Bulk Column Transformations

Apply transformations to columns matching specific criteria:

from pyspark.sql.functions import lower, trim

# Convert all string columns to lowercase and trim
string_cols = [field.name for field in df.schema.fields 
               if isinstance(field.dataType, StringType)]

# Create lowercase and trimmed versions
transformed_df = df
for col_name in string_cols:
    transformed_df = transformed_df.withColumn(col_name, trim(lower(df[col_name])))

transformed_df.show()

Performance Considerations and Best Practices

Extracting column names is a metadata operation that doesn’t trigger Spark jobs or scan data, making it extremely fast regardless of DataFrame size. Both df.columns and df.schema.names are O(1) operations that simply return cached metadata.

However, keep these best practices in mind:

Cache column name lists when reusing them: If you’re referencing column names multiple times in a pipeline, extract them once and store in a variable rather than repeatedly calling df.columns.

# Good - extract once
cols = df.columns
filtered_cols = [c for c in cols if c.startswith('user_')]
result = df.select(filtered_cols)

# Less efficient - multiple extractions
result = df.select([c for c in df.columns if c.startswith('user_')])

Prefer columns over schema.names for simplicity: Unless you’re working extensively with schema metadata, df.columns is more readable and conventional.

Use type-based filtering judiciously: While powerful, filtering by data type requires iterating through schema fields. For DataFrames with hundreds of columns, consider whether you truly need type-based filtering or if name-based patterns suffice.

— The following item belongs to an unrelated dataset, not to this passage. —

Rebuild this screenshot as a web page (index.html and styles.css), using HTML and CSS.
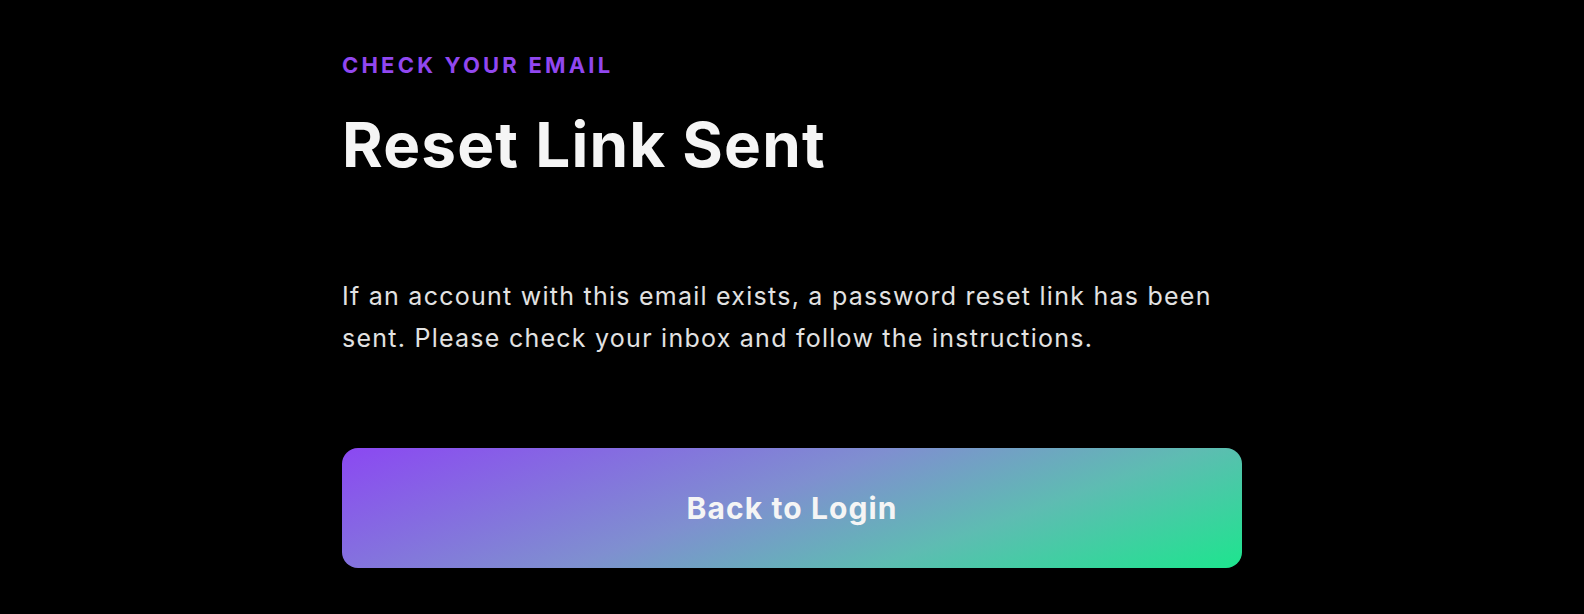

Validate schemas early: In production ETL pipelines, validate expected columns exist immediately after reading data. This fails fast rather than encountering errors deep in transformation logic.

Column name extraction is a simple but essential technique in PySpark development. Master these patterns and you’ll write more flexible, maintainable data pipelines that gracefully handle schema evolution and reduce brittle hard-coded column references.